Before starting the loop, get and save the current system time. This is your start time. Then, everytime through the loop, get the current system time and compare it to the start time. I won't tell you what methods to use because every system and OS have different ways of getting and representing the system time.
PK
If you need more help, state your OS and compiler and if you really need "exactly" 20 seconds or just really close to it.
gg
Code:#include<time.h>
...
time_t end = time(0)+20;
while(time(0)<end){
//your loop
}
>>+20
There are no arithmetic properties defined for type time_t. You should use difftime().
gg
ah?!?! :eek: :eek:Quote:
Originally Posted by Codeplug
...
from time.h
What did you say?? :o :o :oCode:/* Define the implementation defined time type */
#ifndef _TIME_T_DEFINED
typedef long time_t; /* time value */
#define _TIME_T_DEFINED /* avoid multiple def's of time_t */
#endif
Busted! :D
Once again, I quote Prelude: "My compiler does this" != "The standard says this". I can't tell you what the standard says about the subject, but quoting your compiler's source code is no proof that you are correct... For all you know, on another compiler/system, time_t may be a struct or union, or even a pointer. While in the former cases you'd have a compiler error to catch you, in the latter case you would end up with a nasty bug that would be incredibly difficult to find, especially if you assume that time_t is just a long and therefore eliminate it as a potential problem.
**EDIT**
>>/* Define the implementation defined time type */
This strongly supports my argument. It means that any compiler-writer is free to implement the time_t however they wish, as long as it functions in the same way that the standard defines.
Actually, the standard states that time_t is an arithmetic type.
Quote:
typedef a-type time_t;
The type is the arithmetic type a-type of an object that you declare to hold the value returned by time. The value represents calendar time.

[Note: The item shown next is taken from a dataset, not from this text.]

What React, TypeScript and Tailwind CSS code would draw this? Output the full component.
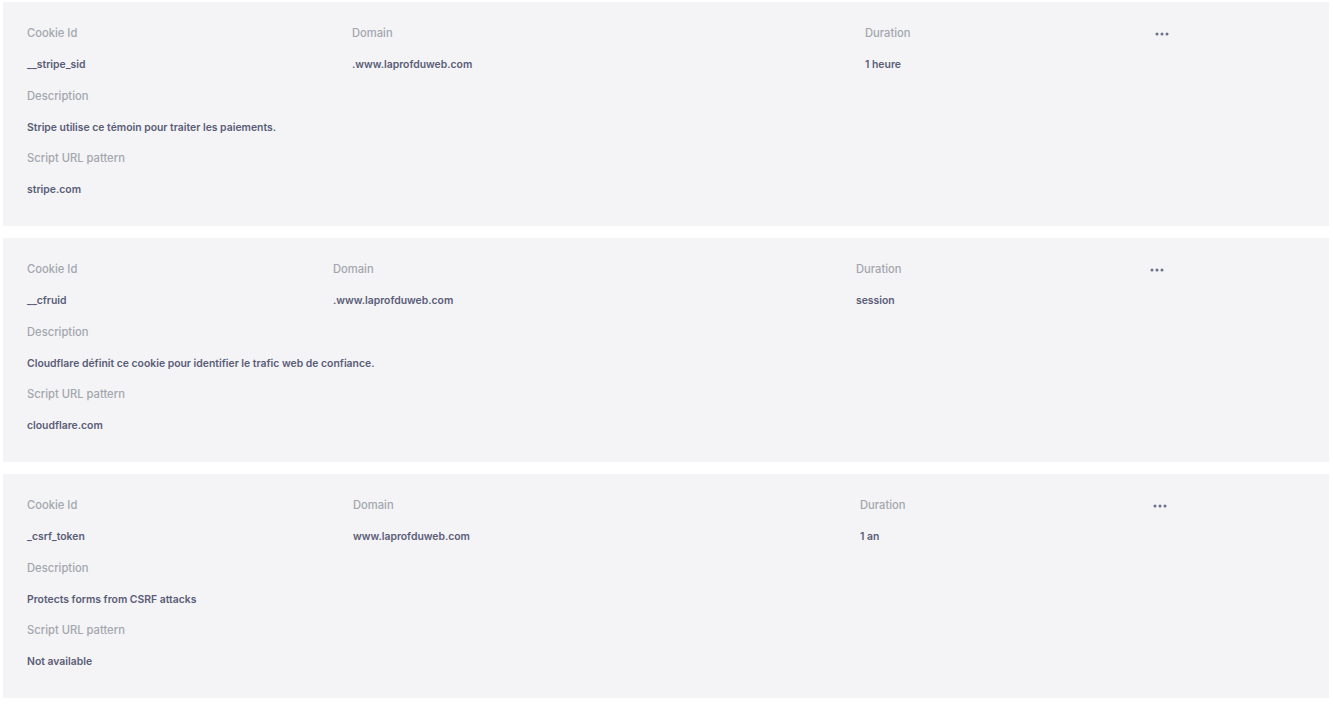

http://cboard.cprogramming.com/showthread.php?t=49580
Draw your own conclusions.
gg
another standard holy-war, but I think Prelude answered it best (as she usually does):
Quote:
Originally Posted by Prelude
time
Syntax
#include <time.h>
time_t time(time_t *t);
Description
If t is not NULL, the current time is stored in *t.
Return Value
The current time is returned.
Portability
ANSI, POSIX
Example
printf("Time is %d\n", time(0));
I sincerely doubt that anyone you be smart enough to write a time funtion, with the standard prototipe that doesn't manipulate time_t as long. NOTE that time(...) return the time. structs can't be returned em C, although this is C++, and I'm not aware of any time.h for C++ or <time> that might have a struct declaration for time_t.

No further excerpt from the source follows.